Maki Pitolo (12-4) needed only 1:37 to take down the much larger Justin Sumter (7-3) in a wild middleweight scrap. Both fighters had moments of success as well as peril in the minute-and-a-half of action, but “Coconut Bombz” backed the taller man to the fence and tagged him with a devastating string of left hooks to the ribs. Sumter covered up and Pitolo switched to hitting the head, but it was academic; Sumter was already going down and referee Chris Tognoni was there to wave it off. In the wake of the announcement that he had secured a UFC contract, Pitolo immediately affirmed his plan to drop back to welterweight.

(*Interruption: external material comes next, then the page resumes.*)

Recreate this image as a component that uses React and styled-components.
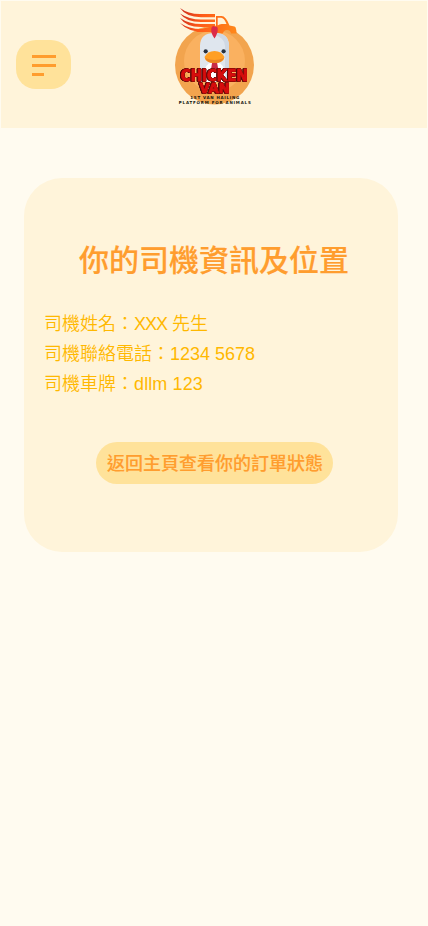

Hunter Azure (7-0) dominated Chris Ocon (4-1) across three rounds of featherweight action, handing the 23-year-old prospect his first career loss. Azure demonstrated the wrestling advantages expected of a four-time Montana state high school champion but was also by far the sharper striker, tagging the Nashville MMA exponent with clean one-twos and some extremely hard leg kicks. Azure grounded Ocon in all three rounds, threatened with a variety of chokes and pelted him with strikes from mount and back control. In the end the judges saw the fight in favor of Azure via 30-27, 30-27 and 30-26 scorecards.

Antonio Trocoli (12-3) minted himself the UFC’s newest, tallest light heavyweight by making short work of Kenneth Bergh (6-1). Briefly bullied in the clinch by the burly Norwegian, the 6-foot-6 Trocoli used a nifty outside trip to toss Bergh to the canvas, then moved to the back, sank in both hooks and applied a painful-looking neck crank. Bergh asked out at 3 minutes, 57 seconds of Round 1. Even more impressively, replay showed that Trocoli broke his left foot when an early kick landed squarely on the point of Bergh’s elbow.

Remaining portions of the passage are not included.